### DATA SHOWN
______________________________

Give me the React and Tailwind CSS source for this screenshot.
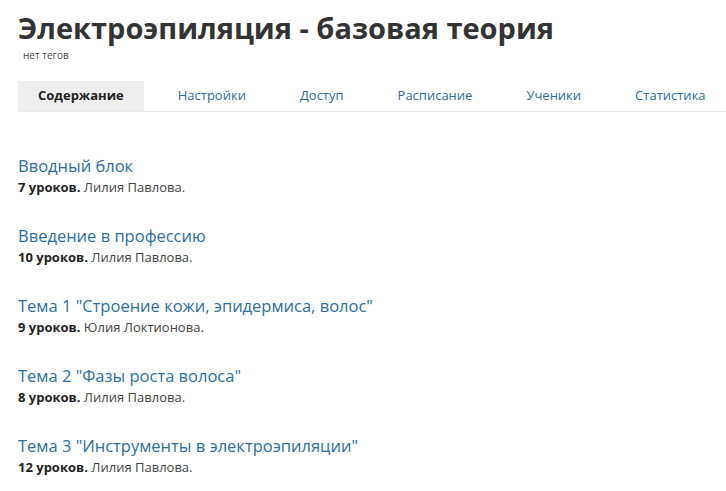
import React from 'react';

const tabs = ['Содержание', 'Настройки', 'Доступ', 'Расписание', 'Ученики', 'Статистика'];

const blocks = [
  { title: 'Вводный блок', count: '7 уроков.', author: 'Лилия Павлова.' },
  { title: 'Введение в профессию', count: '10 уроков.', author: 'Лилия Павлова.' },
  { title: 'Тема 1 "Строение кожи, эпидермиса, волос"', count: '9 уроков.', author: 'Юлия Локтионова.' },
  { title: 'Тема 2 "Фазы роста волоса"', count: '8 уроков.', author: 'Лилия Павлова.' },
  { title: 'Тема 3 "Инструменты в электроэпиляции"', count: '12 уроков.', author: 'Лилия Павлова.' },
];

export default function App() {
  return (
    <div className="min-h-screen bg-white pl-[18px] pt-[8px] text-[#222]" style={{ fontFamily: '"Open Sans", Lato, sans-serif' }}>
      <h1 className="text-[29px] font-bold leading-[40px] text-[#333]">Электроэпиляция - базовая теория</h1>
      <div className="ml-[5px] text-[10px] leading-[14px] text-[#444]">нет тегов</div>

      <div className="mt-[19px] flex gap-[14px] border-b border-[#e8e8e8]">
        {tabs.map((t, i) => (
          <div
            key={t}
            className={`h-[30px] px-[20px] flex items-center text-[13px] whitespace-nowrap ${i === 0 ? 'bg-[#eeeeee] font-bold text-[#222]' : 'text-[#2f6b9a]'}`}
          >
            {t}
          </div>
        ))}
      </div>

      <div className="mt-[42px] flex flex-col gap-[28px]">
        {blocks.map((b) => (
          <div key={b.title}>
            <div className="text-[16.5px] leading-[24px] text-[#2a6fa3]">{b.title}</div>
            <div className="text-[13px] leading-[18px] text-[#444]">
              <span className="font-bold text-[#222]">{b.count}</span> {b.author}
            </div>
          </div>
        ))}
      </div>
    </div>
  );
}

______________________________

### WHAT YOU HAVE TO DO
Restate the data above word for word. Skip every picture.

### EXERCISE OUTPUT
Give me the React and Tailwind CSS source for this screenshot.
import React from 'react';

const tabs = ['Содержание', 'Настройки', 'Доступ', 'Расписание', 'Ученики', 'Статистика'];

const blocks = [
  { title: 'Вводный блок', count: '7 уроков.', author: 'Лилия Павлова.' },
  { title: 'Введение в профессию', count: '10 уроков.', author: 'Лилия Павлова.' },
  { title: 'Тема 1 "Строение кожи, эпидермиса, волос"', count: '9 уроков.', author: 'Юлия Локтионова.' },
  { title: 'Тема 2 "Фазы роста волоса"', count: '8 уроков.', author: 'Лилия Павлова.' },
  { title: 'Тема 3 "Инструменты в электроэпиляции"', count: '12 уроков.', author: 'Лилия Павлова.' },
];

export default function App() {
  return (
    <div className="min-h-screen bg-white pl-[18px] pt-[8px] text-[#222]" style={{ fontFamily: '"Open Sans", Lato, sans-serif' }}>
      <h1 className="text-[29px] font-bold leading-[40px] text-[#333]">Электроэпиляция - базовая теория</h1>
      <div className="ml-[5px] text-[10px] leading-[14px] text-[#444]">нет тегов</div>

      <div className="mt-[19px] flex gap-[14px] border-b border-[#e8e8e8]">
        {tabs.map((t, i) => (
          <div
            key={t}
            className={`h-[30px] px-[20px] flex items-center text-[13px] whitespace-nowrap ${i === 0 ? 'bg-[#eeeeee] font-bold text-[#222]' : 'text-[#2f6b9a]'}`}
          >
            {t}
          </div>
        ))}
      </div>

      <div className="mt-[42px] flex flex-col gap-[28px]">
        {blocks.map((b) => (
          <div key={b.title}>
            <div className="text-[16.5px] leading-[24px] text-[#2a6fa3]">{b.title}</div>
            <div className="text-[13px] leading-[18px] text-[#444]">
              <span className="font-bold text-[#222]">{b.count}</span> {b.author}
            </div>
          </div>
        ))}
      </div>
    </div>
  );
}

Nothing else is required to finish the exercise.